Come to think of it, I also can’t recall a dunder attribute that exposes information readily available in other dunders.
In my mind, this situation maps better to __format__ directives than a new attribute. So forgive me for scrutinizing the reasoning against format directives:

The PEP still says that using dot and colon are already used in “the format specification” and reusing them can “make the format parser more complicated”, without mentioning which specification or parser is meant (the one that’s only for used for str, int, float and complex, despite current docs claiming it’s for “most built-in types”) or why that parser is relevant to type.

That leaves the claim that using short formats requires users to refer to format documentation. That’s a good point – though it doesn’t seem to hurt the str/int/float mini-language.
This line of reasoning leads to options like f"{type(obj):%name}" and f"{type(obj):%module.%name}".

The question of the separator reminds me the datetime.datetime.isoformat() method: even if it’s an ISO format (ISO 8601), the method has an option to change the separator between the date and the time. The default separator is the ISO 8601 “T” separator.

Since the type name is being discussed (since 2018), the only variant of the fully qualified name that was proposed is the colon separator. Maybe type.__fully_qualified_name__ attribute can become a method with an optional separator: type.fully_qualified_name(sep='.'). It would also address Petr’s concern that it’s the first time that an attribute only computes a value based on other attributes (format a string).

type.fully_qualified_name(':') would format module:qualname.

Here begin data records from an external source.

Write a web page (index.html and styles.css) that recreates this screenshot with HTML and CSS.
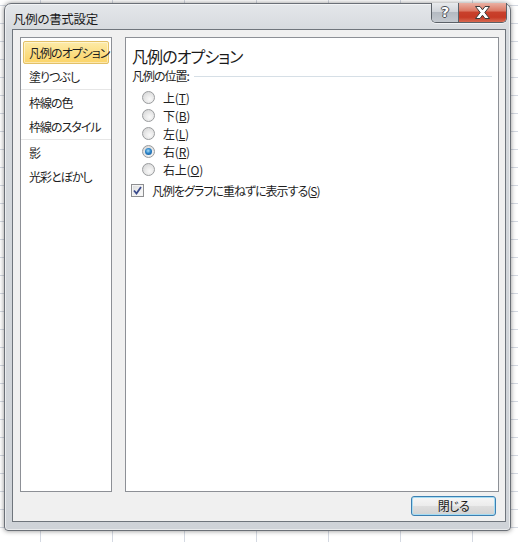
FILE: index.html
```html
<!DOCTYPE html>
<html lang="ja">
<head>
<meta charset="utf-8">
<title>凡例の書式設定</title>
<link rel="stylesheet" href="styles.css">
</head>
<body>
<div class="window">
  <div class="titlebar">
    <span class="title">凡例の書式設定</span>
    <div class="caption-buttons">
      <div class="cap-help">?</div>
      <div class="cap-close">
        <svg width="17" height="13" viewBox="0 0 17 13">
          <path d="M1.5 0.5 H6 L8.5 3.8 L11 0.5 H15.5 L10.8 6.5 L15.5 12.5 H11 L8.5 9.2 L6 12.5 H1.5 L6.2 6.5 Z" fill="#ffffff" stroke="#3b3b3b" stroke-width="1" stroke-linejoin="round"/>
        </svg>
      </div>
    </div>
  </div>
  <div class="client">
    <div class="panels">
      <ul class="nav">
        <li class="nav-item selected">凡例のオプション</li>
        <li class="nav-item">塗りつぶし</li>
        <li class="nav-sep"></li>
        <li class="nav-item">枠線の色</li>
        <li class="nav-item">枠線のスタイル</li>
        <li class="nav-sep"></li>
        <li class="nav-item">影</li>
        <li class="nav-item">光彩とぼかし</li>
      </ul>
      <div class="content">
        <h1 class="heading">凡例のオプション</h1>
        <div class="group-label"><span>凡例の位置:</span><span class="group-line"></span></div>
        <div class="radios">
          <div class="radio-row"><span class="radio"></span><span class="radio-label">上(<u>T</u>)</span></div>
          <div class="radio-row"><span class="radio"></span><span class="radio-label">下(<u>B</u>)</span></div>
          <div class="radio-row"><span class="radio"></span><span class="radio-label">左(<u>L</u>)</span></div>
          <div class="radio-row"><span class="radio checked"></span><span class="radio-label">右(<u>R</u>)</span></div>
          <div class="radio-row"><span class="radio"></span><span class="radio-label">右上(<u>O</u>)</span></div>
        </div>
        <div class="check-row">
          <span class="checkbox">
            <svg width="9" height="9" viewBox="0 0 9 9"><path d="M1 4.5 L3.5 7.5 L8 1" fill="none" stroke="#3a4a8c" stroke-width="1.8"/></svg>
          </span>
          <span>凡例をグラフに重ねずに表示する(<u>S</u>)</span>
        </div>
      </div>
    </div>
    <div class="footer">
      <button class="close-button">閉じる</button>
    </div>
  </div>
</div>
</body>
</html>
```

FILE: styles.css
```css
html, body {
  margin: 0;
  padding: 0;
}
body {
  width: 518px;
  height: 542px;
  overflow: hidden;
  font-family: "Noto Sans CJK JP", "Noto Sans", sans-serif;
  font-feature-settings: "palt";
  font-size: 12px;
  letter-spacing: -1px;
  color: #1e1e1e;
  background-color: #ffffff;
  background-image:
    linear-gradient(to right, #d4d9e2 1px, transparent 1px),
    linear-gradient(to bottom, #d4d9e2 1px, transparent 1px);
  background-size: 72px 18px, 72px 18px;
  background-position: 40px 0, 0 5px;
}
.window {
  margin: 3px 0 0 4px;
  width: 507px;
  height: 528px;
  box-sizing: border-box;
  padding: 0 4px 8px 8px;
  border-radius: 7px 7px 4px 4px;
  border: 1px solid #6b7077;
  background: linear-gradient(to bottom, #e4e7ea 0px, #d5d9dd 28px, #cfd3d8 100%);
  box-shadow: 0 0 5px rgba(0,0,0,0.45), inset 0 0 0 1px rgba(255,255,255,0.55);
  display: flex;
  flex-direction: column;
}
.titlebar {
  height: 26px;
  display: flex;
  align-items: flex-start;
  margin-left: -1px;
}
.title {
  padding-top: 7px;
  padding-left: 1px;
  line-height: 15px;
  font-size: 12.5px;
  letter-spacing: -0.3px;
  color: #1a1a1a;
}
.caption-buttons {
  margin-left: auto;
  margin-top: -1px;
  margin-right: -1px;
  display: flex;
  height: 19px;
  border: 1px solid #5b6168;
  border-top: none;
  border-radius: 0 0 5px 5px;
  overflow: hidden;
  box-shadow: 0 1px 0 rgba(255,255,255,0.6);
}
.cap-help {
  width: 27px;
  height: 19px;
  box-sizing: border-box;
  border-right: 1px solid #5b6168;
  background: linear-gradient(to bottom, #e8eaed 0%, #d1d5da 45%, #b4bac2 50%, #c4c9cf 100%);
  color: #ffffff;
  font-family: "DejaVu Sans", sans-serif;
  font-weight: bold;
  font-size: 14px;
  letter-spacing: 0;
  line-height: 19px;
  text-align: center;
  text-shadow: 1px 0 0 #4a4f55, -1px 0 0 #4a4f55, 0 1px 0 #4a4f55, 0 -1px 0 #4a4f55;
}
.cap-close {
  width: 47px;
  height: 19px;
  display: flex;
  align-items: center;
  justify-content: center;
  background: linear-gradient(to bottom, #eab1a4 0%, #dc7a66 40%, #c8402b 50%, #c63a25 75%, #d86a52 100%);
}
.client {
  flex: 1;
  margin-left: -1px;
  border: 1px solid #6f757c;
  background: #f0f0f0;
  padding: 7px 6px 5px 7px;
  display: flex;
  flex-direction: column;
}
.panels {
  height: 455px;
  display: flex;
  gap: 13px;
}
.nav {
  list-style: none;
  margin: 0;
  padding: 2px 0 0 0;
  width: 92px;
  box-sizing: border-box;
  border: 1px solid #8d9096;
  background: #ffffff;
}
.nav-item {
  height: 23px;
  margin: 1px 2px;
  box-sizing: border-box;
  border: 1px solid transparent;
  border-radius: 2px;
  padding-left: 5px;
  line-height: 21px;
  white-space: nowrap;
}
.nav-item.selected {
  border-color: #e3c167;
  background: linear-gradient(to bottom, #fdeba8 0%, #fcdf86 50%, #fbd468 100%);
  box-shadow: inset 0 0 0 1px rgba(255,255,255,0.45);
}
.nav-sep {
  height: 1px;
  margin: 0 0;
  background: #e6e6e6;
}
.content {
  flex: 1;
  box-sizing: border-box;
  border: 1px solid #8d9096;
  background: #ffffff;
  padding: 8px 6px 0 6px;
}
.heading {
  margin: 0;
  font-size: 16px;
  font-weight: normal;
  letter-spacing: -0.9px;
  line-height: 20px;
  color: #1a1a1a;
}
.group-label {
  margin-top: 2px;
  display: flex;
  align-items: center;
  line-height: 16px;
}
.group-line {
  flex: 1;
  margin-left: 5px;
  height: 0;
  border-top: 1px solid #d6dfe6;
}
.radios {
  margin-top: 4px;
}
.radio-row {
  height: 18px;
  display: flex;
  align-items: center;
  padding-left: 10px;
}
.radio-label {
  letter-spacing: -0.2px;
}
.radio {
  width: 13px;
  height: 13px;
  box-sizing: border-box;
  border-radius: 50%;
  border: 1px solid #9a9c9e;
  background: radial-gradient(circle at 60% 65%, #fafafa 0%, #e8e8e8 45%, #cfd0d1 100%);
  margin-right: 8px;
  flex: none;
  display: flex;
  align-items: center;
  justify-content: center;
}
.radio.checked::after {
  content: "";
  width: 7px;
  height: 7px;
  border-radius: 50%;
  background: radial-gradient(circle at 45% 40%, #a9dcf6 0%, #2c84c8 45%, #0f4c8a 100%);
}
.check-row {
  margin-top: 3px;
  height: 19px;
  display: flex;
  align-items: center;
  margin-left: -1px;
}
.checkbox {
  width: 13px;
  height: 13px;
  box-sizing: border-box;
  border: 1px solid #8e8f91;
  background: linear-gradient(135deg, #d8d9db 0%, #eeeeee 50%, #fbfbfb 100%);
  box-shadow: inset 0 0 0 1px #f4f4f4;
  margin-right: 8px;
  display: flex;
  align-items: center;
  justify-content: center;
  flex: none;
}
.checkbox svg {
  display: block;
}
.footer {
  display: flex;
  justify-content: flex-end;
  margin-top: 4px;
  padding-right: 3px;
}
.close-button {
  width: 85px;
  height: 20px;
  padding: 0;
  border: 1px solid #3c7fb1;
  border-radius: 3px;
  background: linear-gradient(to bottom, #f6f6f6 0%, #ececec 48%, #dedede 52%, #d2d2d2 100%);
  box-shadow: inset 0 0 0 1px #a6dcf3;
  font-family: "Noto Sans CJK JP", "Noto Sans", sans-serif;
  font-feature-settings: "palt";
  font-size: 12px;
  letter-spacing: -0.5px;
  line-height: 18px;
  color: #1a1a1a;
}
u {
  text-decoration: underline;
  text-underline-offset: 1px;
}
```
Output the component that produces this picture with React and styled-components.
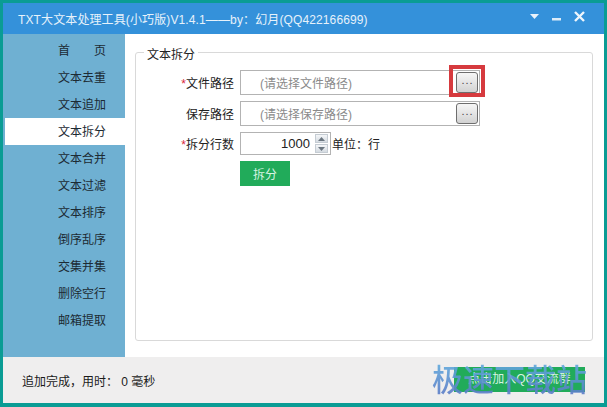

And that option should be compared with another rejected idea – adding an inspect.fully_qualified_name function.

I can’t quickly decide if the need to format types is

• specialized enough that you should explicitly import it when you need it, or
• everyday enough to get an abbreviated __format__ directive.

Perhaps these categories overlap, and either (or both) of those would be good.

Note that an inspect.fully_qualified_name would also work on functions (and anything else with the name-related dunders).